If your company is not big enough, your project is not mission-critical or strategic in nature, the services you’re looking for are generic, and if you’re not willing to commit to the location for an extended period of time, you’re always better off with a third party.

 Read previous coverage of how companies should tackle the Buy vs Build decision here.


Tarun George


  • Good article. Mr Rudchick his the nail in the head – captive centers are for organizations with a lot of scale. He suggests a threshold of 150 seats, my guess is that the thershold is much, much higher that that. If you see what has been happening in India and the Philippines, captive centers are being "sold" to service providers at a rapid pace, and only the largest of the largest are surviving. A god example in Mexico is HP in Guadalajara. HP has a very large (in the thousands) captive center for F&A that works well because it has massive scale.

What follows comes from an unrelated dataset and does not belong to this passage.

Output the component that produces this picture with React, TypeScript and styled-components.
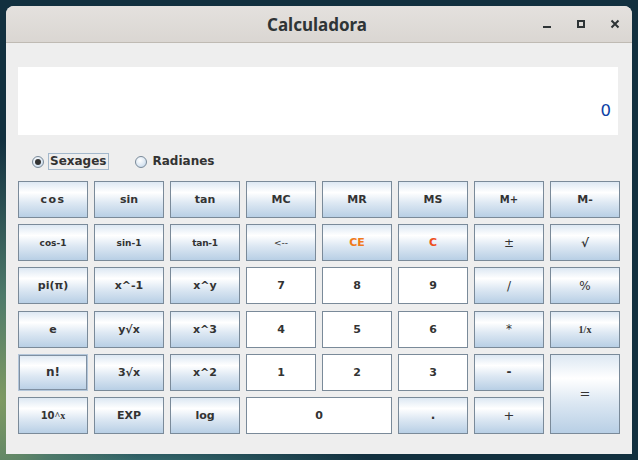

Of course we are talking about "commodity captives" – F&A, backoffice, etc. However – there is some subtelty here: scale applies to "commodity" functions. The other type of captive center that would make sense is something that is highly specialized, with a very high level of skills, with a very high degree of intellectual property. For example – Intel has a captive center in Guadalajara Mexico that specializes in computer chip testing.

  • Captive centers require a lot of planning before execution. In a sense, this business model is not for everybody. If companies are looking for a quick buck, then the captive center is not for them. The captive center may save an international company lots of money. But it also takes a lot of work and maintenance to make this work.